It may be easier to do this in the time domain, though. A $1^{st}$ order sinc filter in the frequency domain is a "boxcar" filter in the time domain, with an impulse response of $$h(\tau) = \begin{cases} \frac{1}{T} & -\frac{T}{2} < \tau < \frac{T}{2} \\ 0 & \text{otherwise} \end{cases}$$

This is called a "boxcar" filter because if you plot it, it's just a box sitting on the x axis.

This impulse response, in turn, just describes a moving-average filter: $$y(t) = \frac{1}{T}\int_{t - \frac{T}{2}}^{t + \frac{T}{2}} x(\tau) d\tau$$

So why all the hard-seeming math? Because if you take the average of an integer number of cycles of a sine wave, no matter the starting and stopping points, the result is zero. So your filter quite naturally has zeros for any frequency where there are an integer number of cycles over a span of $T$.

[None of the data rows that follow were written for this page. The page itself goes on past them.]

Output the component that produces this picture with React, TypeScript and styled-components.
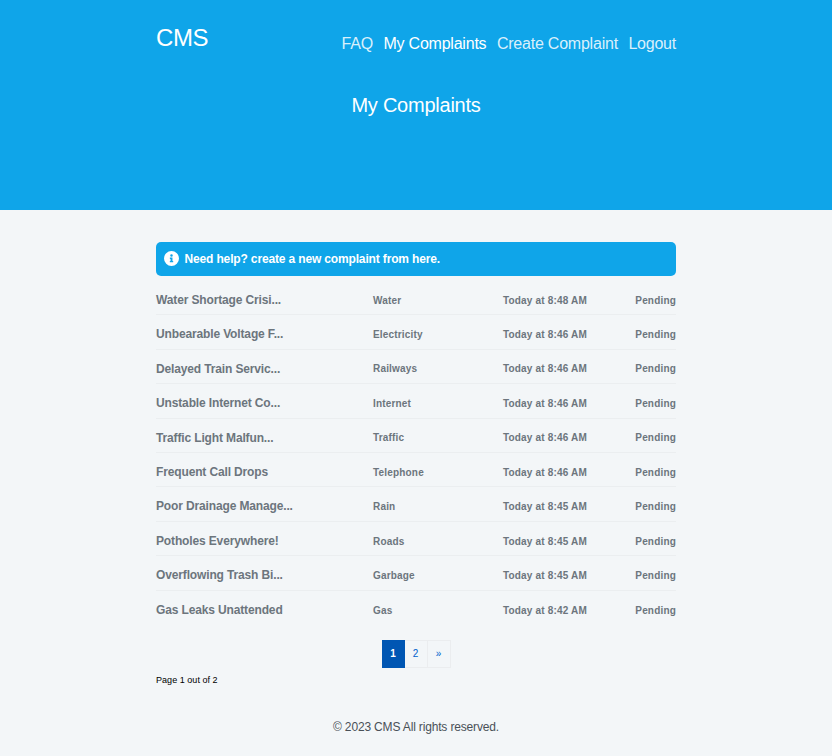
import React from "react";
import styled, { createGlobalStyle } from "styled-components";

const Global = createGlobalStyle`
  * { box-sizing: border-box; }
  body { margin: 0; background: #f3f6f8; font-family: "Liberation Sans", Arial, sans-serif; color: #212529; }
`;
const Page = styled.div`min-height: 756px;`;
const Container = styled.div`width: 520px; margin: 0 auto;`;
const Header = styled.header`height: 210.4px; background: #0fa5e9; color: #fff;`;
const Bar = styled.div`display: flex; justify-content: space-between; padding-top: 24px; height: 93px;`;
const Brand = styled.div`font-size: 24px; line-height: 28px; letter-spacing: -0.4px;`;
const Nav = styled.nav`display: flex; gap: 10.5px; padding-top: 10px;`;
const NavLink = styled.a<{ $active?: boolean }>`
  font-size: 16px; line-height: 19px; white-space: nowrap; letter-spacing: -0.22px;
  color: ${(p) => (p.$active ? "#fff" : "rgba(255,255,255,.85)")};
`;
const Title = styled.h1`
  margin: 0; font-size: 20px; font-weight: 400; line-height: 24px; text-align: center; letter-spacing: -0.24px;
`;
const Alert = styled.div`
  display: flex; align-items: center; gap: 5.5px; height: 34px; margin-top: 31.4px; padding: 0 8px;
  border-radius: 5px; background: #0fa5e9; color: #fff; font-size: 12px; font-weight: 700;
  letter-spacing: -0.15px;
`;
const List = styled.div`margin-top: 5px;`;
const Row = styled.div`
  display: grid; grid-template-columns: 217px 130px 1fr auto; align-items: center;
  height: 34.44px; padding-top: 4.6px; font-weight: 700; color: #6c757d;
  border-bottom: 1px solid #ebeef0;
  &:last-child { border-bottom-color: transparent; }
`;
const Name = styled.span`font-size: 12px; line-height: 14px; letter-spacing: -0.14px;`;
const Detail = styled.span`font-size: 10px; line-height: 12px; letter-spacing: 0.18px; padding-top: 1.6px;`;
const Pager = styled.div`display: flex; justify-content: center; margin-top: 15.2px;`;
const PageItem = styled.a<{ $active?: boolean }>`
  width: 23px; height: 28px; line-height: 26px; text-align: center; font-size: 10px;
  color: ${(p) => (p.$active ? "#fff" : "#0062cc")};
  background: ${(p) => (p.$active ? "#0056b3" : "transparent")};
  font-weight: ${(p) => (p.$active ? 700 : 400)};
  border: 1px solid ${(p) => (p.$active ? "#0056b3" : "#ebedef")};
  & + & { border-left-width: 0; }
`;
const Status = styled.div`margin-top: 6px; font-size: 9px; line-height: 12px; letter-spacing: 0.04px; color: #000;`;
const Footer = styled.footer`
  margin-top: 34px; text-align: center; font-size: 12px; line-height: 14px; letter-spacing: -0.16px; color: #495057;
`;

const rows = [
  ["Water Shortage Crisi...", "Water", "8:48"],
  ["Unbearable Voltage F...", "Electricity", "8:46"],
  ["Delayed Train Servic...", "Railways", "8:46"],
  ["Unstable Internet Co...", "Internet", "8:46"],
  ["Traffic Light Malfun...", "Traffic", "8:46"],
  ["Frequent Call Drops", "Telephone", "8:46"],
  ["Poor Drainage Manage...", "Rain", "8:45"],
  ["Potholes Everywhere!", "Roads", "8:45"],
  ["Overflowing Trash Bi...", "Garbage", "8:45"],
  ["Gas Leaks Unattended", "Gas", "8:42"],
];

export default function App() {
  return (
    <Page>
      <Global />
      <Header>
        <Container>
          <Bar>
            <Brand>CMS</Brand>
            <Nav>
              <NavLink>FAQ</NavLink>
              <NavLink $active>My Complaints</NavLink>
              <NavLink>Create Complaint</NavLink>
              <NavLink>Logout</NavLink>
            </Nav>
          </Bar>
          <Title>My Complaints</Title>
        </Container>
      </Header>
      <Container>
        <Alert>
          <svg width="15" height="15" viewBox="8 8 496 496" fill="#fff">
            <path d="M256 8a248 248 0 1 0 0 496 248 248 0 1 0 0-496zm0 110a42 42 0 1 1 0 84 42 42 0 1 1 0-84zm56 254c0 7-5 12-12 12h-88c-7 0-12-5-12-12v-24c0-7 5-12 12-12h12v-64h-12c-7 0-12-5-12-12v-24c0-7 5-12 12-12h64c7 0 12 5 12 12v100h12c7 0 12 5 12 12z" />
          </svg>
          Need help? create a new complaint from here.
        </Alert>
        <List>
          {rows.map(([name, kind, time]) => (
            <Row key={name}>
              <Name>{name}</Name>
              <Detail>{kind}</Detail>
              <Detail>Today at {time} AM</Detail>
              <Detail>Pending</Detail>
            </Row>
          ))}
        </List>
        <Pager>
          <PageItem $active>1</PageItem>
          <PageItem>2</PageItem>
          <PageItem>»</PageItem>
        </Pager>
        <Status>Page 1 out of 2</Status>
        <Footer>© 2023 CMS All rights reserved.</Footer>
      </Container>
    </Page>
  );
}
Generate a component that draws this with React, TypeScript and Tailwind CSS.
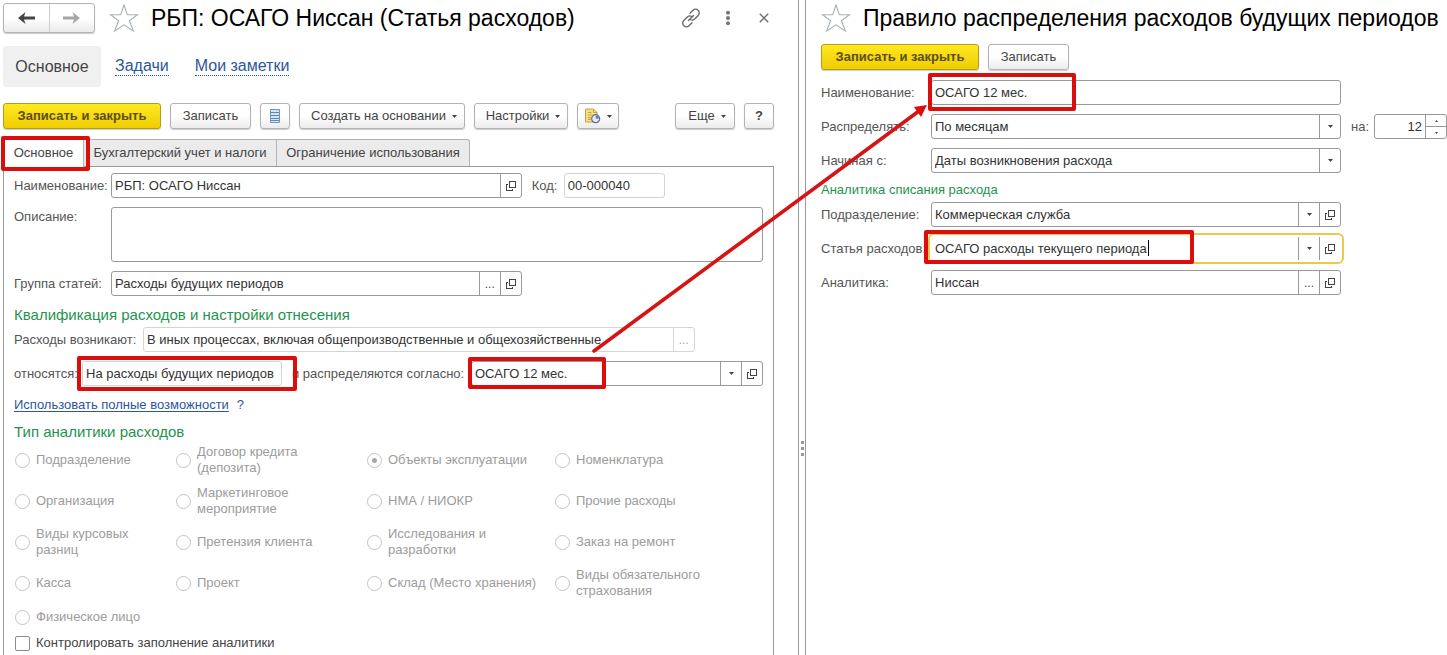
import { useState } from "react";
import type { InputHTMLAttributes, ReactNode } from "react";
import clsx from "clsx";

/* ── icons ── */

const Star = () => (
  <svg width="30" height="28" viewBox="0 0 30 28" className="shrink-0" fill="none" stroke="#a9b0b8" strokeWidth="1.1">
    <path d="M15 1 18.3 10.8H28.5L20.4 16.8 24.4 27 15 20.8 5.6 27 9.6 16.8 1.5 10.8H11.7Z" />
  </svg>
);

const NavArrow = ({ back = false }: { back?: boolean }) => (
  <svg width="17" height="12" viewBox="0 0 17 12" fill={back ? "#444" : "#a6a6a6"}>
    <path d={back ? "M0 6 7.5 0 6 4.4H17V7.6H6L7.5 12Z" : "M17 6 9.5 0 11 4.4H0V7.6H11L9.5 12Z"} />
  </svg>
);

const LinkIcon = () => (
  <svg width="20" height="20" viewBox="0 0 20 20" fill="none" stroke="#6b6b6b" strokeWidth="1.4" strokeLinecap="round">
    <path d="M9 5.2 12 2.3a3.6 3.6 0 0 1 5.2 5.1L13.6 11a3.6 3.6 0 0 1-4.4.5" />
    <path d="M11 14.8 8 17.7a3.6 3.6 0 0 1-5.2-5.1L6.4 9a3.6 3.6 0 0 1 4.4-.5" />
    <path d="M7.4 12.6 12.6 7.4" />
  </svg>
);

const DotsIcon = () => (
  <svg width="6" height="16" viewBox="0 0 6 16" fill="#757575">
    <circle cx="3" cy="2.8" r="2" />
    <circle cx="3" cy="8" r="2" />
    <circle cx="3" cy="13.2" r="2" />
  </svg>
);

const CloseIcon = () => (
  <svg width="10" height="10" viewBox="0 0 10 10" stroke="#707070" strokeWidth="1.5">
    <path d="M.8.8 9.2 9.2M9.2.8.8 9.2" />
  </svg>
);

const Caret = () => (
  <svg width="5" height="3" viewBox="0 0 5 3" fill="#444">
    <path d="M0 0H5L2.5 3Z" />
  </svg>
);

const OpenIcon = () => (
  <svg width="10" height="10" viewBox="0 0 10 10" fill="none" stroke="#444" shapeRendering="crispEdges">
    <path d="M3.5.5H9.5V6.5H3.5ZM2 3.5H.5V9.5H6.5V8" />
  </svg>
);

const ListIcon = () => (
  <svg width="10" height="14" viewBox="0 0 10 14">
    <path fill="#cfe3f3" stroke="#6f97bb" d="M.5.5H9.5V13.5H.5Z" />
    <path stroke="#5f8bb3" d="M1 3.5H9M1 6.5H9M1 9.5H9M1 11.5H9" />
  </svg>
);

const ReportIcon = () => (
  <svg width="16" height="16" viewBox="0 0 16 16" fill="none">
    <path fill="#f6dc85" stroke="#c9a443" d="M.5 1H8.5L12 4.5V14H.5Z" />
    <path stroke="#c9a443" d="M8.5 1V4.5H12M3 4.5H6.5M3 7H7M3 9.5H6M3 11.5H6" />
    <circle cx="10.7" cy="10.7" r="4" fill="#e8eef8" stroke="#5a6ca0" strokeWidth="1.2" />
    <path fill="#6a7bb0" d="M10.7 10.7V7.5A3.2 3.2 0 0 1 13.9 10.7Z" />
  </svg>
);

/* ── controls ── */

interface BtnProps {
  children: ReactNode;
  className?: string;
  primary?: boolean;
  label?: string;
}

const Btn = ({ children, className, primary, label }: BtnProps) => (
  <button
    type="button"
    aria-label={label}
    className={clsx(
      "flex h-[26px] shrink-0 items-center justify-center rounded-[3px] border text-[13px] shadow-[0_1px_1px_rgba(0,0,0,0.2)]",
      primary
        ? "border-[#b59e13] bg-linear-to-b from-[#ffe81f] to-[#efcd00] font-bold text-[#5c4f14]"
        : "border-[#b3b3b3] bg-linear-to-b from-white from-50% to-[#ebebeb] text-[#444]",
      className,
    )}
  >
    {children}
  </button>
);

const SideBtn = ({ children, label, muted }: { children: ReactNode; label: string; muted?: boolean }) => (
  <button
    type="button"
    aria-label={label}
    className={clsx(
      "flex w-[21px] shrink-0 items-center justify-center border-l text-[12px]",
      muted ? "border-[#d4d4d4] text-[#aaa]" : "border-[#999] text-[#444]",
    )}
  >
    {children}
  </button>
);

const OpenBtn = () => (
  <SideBtn label="Открыть">
    <OpenIcon />
  </SideBtn>
);

/* red marker frame drawn over a control */
const Mark = ({ className }: { className: string }) => (
  <span className={clsx("pointer-events-none absolute z-10 rounded-[2px] border-4 border-[#dc0d0d]", className)} />
);

const box = "relative flex h-[25px] rounded-[3px] border bg-white";

interface FieldProps extends InputHTMLAttributes<HTMLInputElement> {
  boxClass?: string;
  children?: ReactNode;
}

const Field = ({ boxClass = "border-[#999]", children, className, ...rest }: FieldProps) => (
  <div className={clsx(box, boxClass)}>
    <input
      {...rest}
      className={clsx("w-full min-w-0 flex-1 bg-transparent px-[3px] text-[13px] text-[#333] outline-none", className)}
    />
    {children}
  </div>
);

interface PickProps {
  id: string;
  value: string;
  boxClass?: string;
  children?: ReactNode;
}

const Pick = ({ id, value, boxClass = "border-[#999]", children }: PickProps) => (
  <div className={clsx(box, boxClass)}>
    <div className="grid min-w-0 flex-1">
      <select
        id={id}
        className="col-start-1 row-start-1 w-full appearance-none bg-transparent pr-6 pl-[3px] text-[13px] text-[#333] outline-none"
      >
        <option>{value}</option>
      </select>
      <span className="pointer-events-none col-start-1 row-start-1 flex w-[21px] items-center justify-center justify-self-end border-l border-[#999]">
        <Caret />
      </span>
    </div>
    {children}
  </div>
);

/* ── analytics types ── */

const analytics = [
  "Подразделение",
  "Договор кредита\n(депозита)",
  "Объекты эксплуатации",
  "Номенклатура",
  "Организация",
  "Маркетинговое\nмероприятие",
  "НМА / НИОКР",
  "Прочие расходы",
  "Виды курсовых\nразниц",
  "Претензия клиента",
  "Исследования и\nразработки",
  "Заказ на ремонт",
  "Касса",
  "Проект",
  "Склад (Место хранения)",
  "Виды обязательного\nстрахования",
  "Физическое лицо",
];

const ExpenseItem = () => (
  <section className="flex min-w-0 flex-col border-r border-[#999] pt-[3px] pr-6 pl-[3px]">
    {/* header */}
    <header className="flex h-[30px] items-center">
      <div className="flex h-[30px] w-[92px] shrink-0 rounded-[3px] border border-[#b3b3b3] bg-linear-to-b from-white from-50% to-[#ebebeb] shadow-[0_1px_1px_rgba(0,0,0,0.2)]">
        <button type="button" aria-label="Назад" className="flex flex-1 items-center justify-center border-r border-[#ccc]">
          <NavArrow back />
        </button>
        <button type="button" aria-label="Вперед" className="flex flex-1 items-center justify-center">
          <NavArrow />
        </button>
      </div>
      <div className="ml-3.5 flex">
        <Star />
      </div>
      <h1 className="ml-3 flex-1 text-[23px] whitespace-nowrap text-black">РБП: ОСАГО Ниссан (Статья расходов)</h1>
      <div className="flex items-center gap-6 pr-[5px]">
        <button type="button" aria-label="Ссылка"><LinkIcon /></button>
        <button type="button" aria-label="Меню"><DotsIcon /></button>
        <button type="button" aria-label="Закрыть" className="pl-1"><CloseIcon /></button>
      </div>
    </header>

    {/* navigation */}
    <nav className="mt-[13px] flex h-[41px] items-center text-[16px] leading-[18px]">
      <span className="flex h-full w-[98px] items-center justify-center rounded-[3px] bg-[#f0f0f0] text-[#444]">Основное</span>
      <a href="#tasks" className="ml-3.5 border-b border-dotted border-[#2c569e] text-[#2c569e]">Задачи</a>
      <a href="#notes" className="ml-[26px] border-b border-dotted border-[#2c569e] text-[#2c569e]">Мои заметки</a>
    </nav>

    {/* toolbar */}
    <div className="mt-4 flex gap-[9px]">
      <Btn primary className="w-[158px]">Записать и закрыть</Btn>
      <Btn className="w-[81px]">Записать</Btn>
      <Btn className="w-[30px]" label="Список"><ListIcon /></Btn>
      <Btn className="w-[166px] gap-1.5 pl-1">Создать на основании <Caret /></Btn>
      <Btn className="w-[94px] gap-1.5 pl-1">Настройки <Caret /></Btn>
      <Btn className="w-[42px] gap-1.5" label="Отчеты"><ReportIcon /><Caret /></Btn>
      <div className="flex-1" />
      <Btn className="w-[60px] gap-1.5 pl-1">Еще <Caret /></Btn>
      <Btn className="w-[30px]"><b>?</b></Btn>
    </div>

    {/* tabs */}
    <div role="tablist" className="mt-2.5 flex h-[27px] text-[13px] text-[#444]">
      <button type="button" role="tab" aria-selected="true" className="relative -mb-px w-[81px] border border-b-0 border-[#b3b3b3] bg-white pb-0.5">
        Основное
        <Mark className="-top-1 -right-[7px] -bottom-1 -left-[3px]" />
      </button>
      <button type="button" role="tab" aria-selected="false" className="w-[193px] border-t border-r border-[#b3b3b3] bg-[#ebebeb]">Бухгалтерский учет и налоги</button>
      <button type="button" role="tab" aria-selected="false" className="w-[193px] rounded-tr-[3px] border-t border-r border-[#b3b3b3] bg-[#ebebeb]">Ограничение использования</button>
    </div>

    <div className="flex flex-1 flex-col border border-b-0 border-[#999] px-2.5 pt-1.5 text-[13px] text-[#555]">
      <div className="flex items-center">
        <label htmlFor="name" className="w-[97px] shrink-0">Наименование:</label>
        <div className="flex flex-1 items-center">
          <div className="w-[63%]">
            <Field id="name" defaultValue="РБП: ОСАГО Ниссан"><OpenBtn /></Field>
          </div>
          <label htmlFor="code" className="ml-2.5 w-8">Код:</label>
          <div className="w-[101px]">
            <Field id="code" readOnly value="00-000040" boxClass="border-[#d4d4d4]" />
          </div>
        </div>
      </div>

      <div className="mt-[9px] flex">
        <label htmlFor="descr" className="w-[97px] shrink-0">Описание:</label>
        <textarea id="descr" className="h-[55px] flex-1 resize-none rounded-[3px] border border-[#999] px-[3px] outline-none" />
      </div>

      <div className="mt-[9px] flex items-center">
        <label htmlFor="group" className="w-[97px] shrink-0">Группа статей:</label>
        <div className="flex-1">
          <div className="w-[63%]">
            <Field id="group" defaultValue="Расходы будущих периодов">
              <SideBtn label="Выбрать">...</SideBtn>
              <OpenBtn />
            </Field>
          </div>
        </div>
      </div>

      <h2 className="mt-[9px] text-[15px] leading-5 text-[#1f9350]">Квалификация расходов и настройки отнесения</h2>

      <div className="mt-0.5 flex items-center">
        <label htmlFor="origin" className="w-[129px] shrink-0">Расходы возникают:</label>
        <div className="flex-1">
          <div className="w-[89%]">
            <Field id="origin" readOnly value="В иных процессах, включая общепроизводственные и общехозяйственные" boxClass="border-[#d4d4d4]">
              <SideBtn label="Выбрать" muted>...</SideBtn>
            </Field>
          </div>
        </div>
      </div>

      <div className="mt-[9px] flex items-center">
        <label htmlFor="target" className="w-[68px] shrink-0">относятся:</label>
        <div className="relative w-[200px] shrink-0">
          <Field id="target" readOnly value="На расходы будущих периодов" boxClass="border-[#d4d4d4]" />
          <Mark className="-inset-y-[5px] -right-[15px] -left-[5px]" />
        </div>
        <label htmlFor="rule" className="ml-2.5 w-[179px] shrink-0 whitespace-nowrap">и распределяются согласно:</label>
        <div className="relative flex-1">
          <Pick id="rule" value="ОСАГО 12 мес."><OpenBtn /></Pick>
          <Mark className="-top-1 -bottom-[3px] -left-[3px] w-[138px]" />
        </div>
      </div>

      <div className="mt-[9px] flex gap-2 leading-5">
        <a href="#full" className="text-[#2c569e] underline underline-offset-2">Использовать полные возможности</a>
        <a href="#help" className="text-[#2c569e]">?</a>
      </div>

      <h2 className="mt-[7px] text-[15px] leading-5 text-[#1f9350]">Тип аналитики расходов</h2>

      <div className="mt-0.5 grid grid-cols-[161fr_191fr_188fr_208fr] grid-rows-[repeat(4,32px)_18px] gap-y-[9px] pl-px leading-4 text-[#9c9c9c]">
        {analytics.map((text) => (
          <label key={text} className="flex items-center gap-1.5 whitespace-pre-line">
            <input
              type="radio"
              name="analytics"
              disabled
              defaultChecked={text === "Объекты эксплуатации"}
              className="size-[15px] shrink-0 appearance-none rounded-full border border-[#c4c4c4] bg-white checked:bg-[radial-gradient(circle,#a8a8a8_2px,transparent_3px)]"
            />
            {text}
          </label>
        ))}
      </div>

      <label className="mt-2 flex h-[18px] items-center gap-1.5 pl-px text-[#444]">
        <input type="checkbox" className="size-[15px] appearance-none rounded-[2px] border border-[#8c8c8c] bg-white" />
        Контролировать заполнение аналитики
      </label>
    </div>
  </section>
);

const row = "grid grid-cols-[110px_1fr_106px] items-center";

const DistributionRule = () => {
  const [months, setMonths] = useState(12);

  return (
    <section className="flex min-w-0 flex-col border-l border-[#999] pt-[3px] pl-[15px] text-[13px] text-[#555]">
      <header className="flex h-[30px] items-center gap-3">
        <Star />
        <h1 className="text-[23px] whitespace-nowrap text-black">Правило распределения расходов будущих периодов</h1>
      </header>

      <div className="mt-[11px] flex gap-[9px]">
        <Btn primary className="w-[158px]">Записать и закрыть</Btn>
        <Btn className="w-[81px]">Записать</Btn>
      </div>

      <div className="mt-2.5 flex flex-col gap-[9px]">
        <div className={row}>
          <label htmlFor="rule-name">Наименование:</label>
          <div className="relative">
            <Field id="rule-name" defaultValue="ОСАГО 12 мес." />
            <Mark className="-top-[7px] -bottom-[6px] -left-[3px] w-[148px]" />
          </div>
        </div>

        <div className={row}>
          <label htmlFor="spread">Распределять:</label>
          <Pick id="spread" value="По месяцам" />
          <div className="flex items-center justify-between pl-2.5">
            <label htmlFor="months">на:</label>
            <div className={clsx(box, "w-[73px] border-[#999]")}>
              <input
                id="months"
                type="number"
                value={months}
                onChange={(e) => setMonths(Number(e.target.value))}
                className="w-0 flex-1 bg-transparent pr-[3px] text-right text-[13px] text-[#333] outline-none [appearance:textfield] [&::-webkit-inner-spin-button]:appearance-none"
              />
              <div className="flex w-[21px] flex-col border-l border-[#999]">
                <button type="button" aria-label="Больше" onClick={() => setMonths(months + 1)} className="flex flex-1 items-center justify-center border-b border-[#999]">
                  <svg width="3" height="2" viewBox="0 0 3 2" fill="#444"><path d="M0 2H3L1.5 0Z" /></svg>
                </button>
                <button type="button" aria-label="Меньше" onClick={() => setMonths(months - 1)} className="flex flex-1 items-center justify-center">
                  <svg width="3" height="2" viewBox="0 0 3 2" fill="#444"><path d="M0 0H3L1.5 2Z" /></svg>
                </button>
              </div>
            </div>
          </div>
        </div>

        <div className={row}>
          <label htmlFor="since">Начиная с:</label>
          <Pick id="since" value="Даты возникновения расхода" />
        </div>
      </div>

      <h2 className="mt-[7px] leading-5 text-[#1f9350]">Аналитика списания расхода</h2>

      <div className="mt-0.5 flex flex-col gap-[9px]">
        <div className={row}>
          <label htmlFor="dept">Подразделение:</label>
          <Pick id="dept" value="Коммерческая служба"><OpenBtn /></Pick>
        </div>

        <div className={row}>
          <label htmlFor="item" className="whitespace-nowrap">Статья расходов:</label>
          <div className="relative">
            <Field
              id="item"
              defaultValue="ОСАГО расходы текущего периода"
              boxClass="border-white outline-2 outline-offset-1 outline-[#e8cb4a]"
            >
              <SideBtn label="Список"><Caret /></SideBtn>
              <OpenBtn />
            </Field>
            {/* text cursor */}
            <span className="absolute top-1 left-[217px] h-4 w-px bg-black" />
            <Mark className="-top-[6px] -bottom-[3px] -left-[7px] w-[270px]" />
          </div>
        </div>

        <div className={row}>
          <label htmlFor="dimension">Аналитика:</label>
          <Field id="dimension" defaultValue="Ниссан">
            <SideBtn label="Выбрать">...</SideBtn>
            <OpenBtn />
          </Field>
        </div>
      </div>
    </section>
  );
};

export default function App() {
  return (
    <main className="relative grid min-h-screen grid-cols-[799fr_6fr_642fr] overflow-hidden bg-white font-['Liberation_Sans',Arial,sans-serif]">
      <ExpenseItem />

      {/* splitter grip */}
      <div className="flex flex-col items-center gap-[3px] pt-[441px]">
        <i className="size-[3px] bg-[#999]" />
        <i className="size-[3px] bg-[#999]" />
        <i className="size-[3px] bg-[#999]" />
      </div>

      <DistributionRule />

      {/* arrow from the chosen rule to its card */}
      <svg
        viewBox="0 0 1447 655"
        preserveAspectRatio="none"
        className="pointer-events-none absolute top-0 left-0 z-20 h-[655px] w-full"
      >
        <path d="M594 351 919 111" stroke="#d51414" strokeWidth="3.6" strokeLinecap="round" />
        <path d="M927 105 914 107 921 117Z" fill="#e00b0b" />
      </svg>
    </main>
  );
}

The reason the notches get deeper for higher-order filters is that an $n^{th}$-order sinc filter (if you do it the normal way, apparently not an your author has done) can be realized by cascading $n$ moving average filters (i.e., take the output of one and feed it into the input of the next). So when the frequency is close to an integer number of cycles in a span of $T$, each stage attenuates signals at that frequency by the same amount -- the result is that the attenuation is just ever much more so as you increase stages (i.e., filter order).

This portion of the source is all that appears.